Altun, Türkiye'nin dünya üzerinde en fazla dezenformasyona maruz kalan ülke olduğunun birçok araştırmada ortaya konulduğuna dikkati çekerek şu değerlendirmelerde bulundu: “İletişim Başkanlığı olarak bugüne kadar ülkemize yönelik dezenformasyonla mücadele noktasında birçok çalışma yürüttük ve hamdolsun olumlu neticeler de aldık. Ancak karşı karşıya kaldığımız tehdidin büyüklüğü hepimizin malumu. Biz de bu alandaki çalışmalarımızı farklı bir boyuta taşıdık ve geçtiğimiz günlerde müstakil bir birim olarak Dezenformasyonla Mücadele Merkezimizi kurduk. Bu merkez, ülkemize yönelik sistematik dezenformasyon ve yalan terörünü etkisiz hale getirmek ve milletimize hakikati sunmak için gayret gösterecek.

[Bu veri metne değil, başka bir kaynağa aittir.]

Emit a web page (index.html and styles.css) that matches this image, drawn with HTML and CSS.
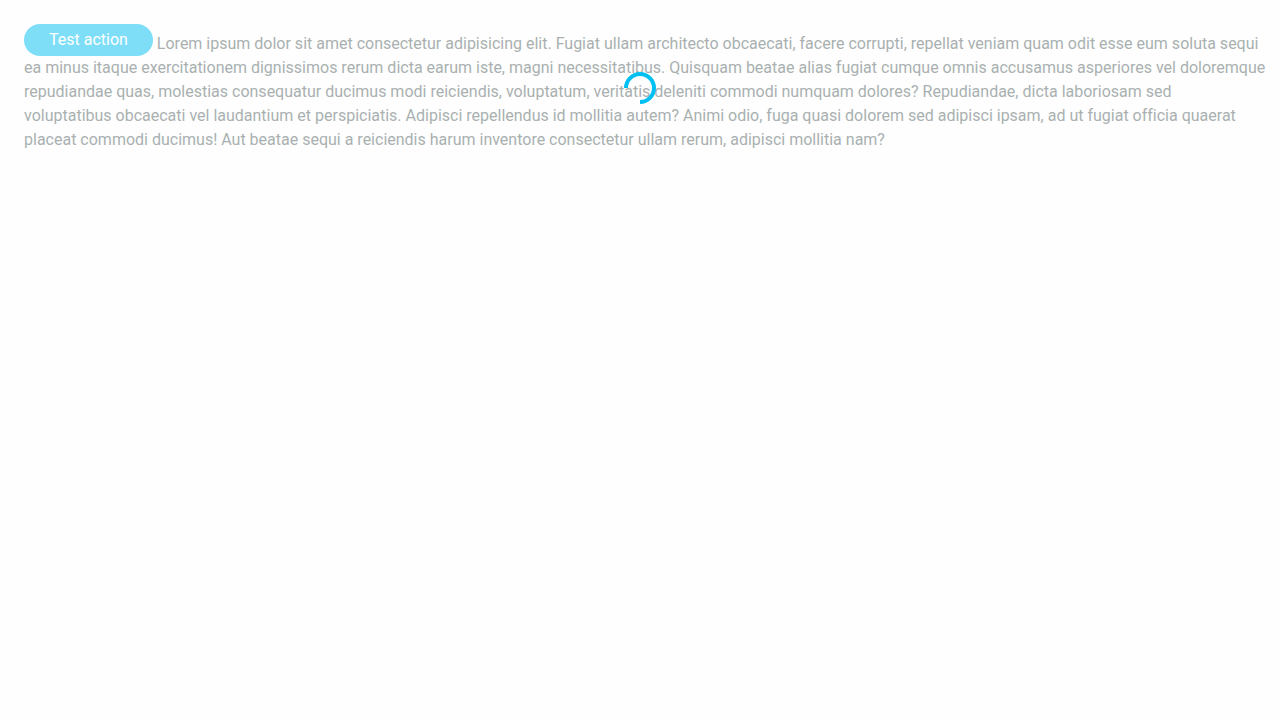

Bu yöndeki gayretlerimizin daha spesifik bir alanda, daha disiplinli bir şekilde devamını sağlayacak. İnanıyorum ki hem dezenformasyonla, yalanla anlık mücadelede hem de hakikatin öne çıkması açısından yeni başarılara imza atacağız."
İletişim Başkanı, Türkiye'nin, PKK/YPG ve FETÖ gibi terör örgütlerinin sadece fiziki saldırılarıyla değil dezenformatif saldırılarıyla da hedef alındığını ve alınmaya devam ettiğini belirtti.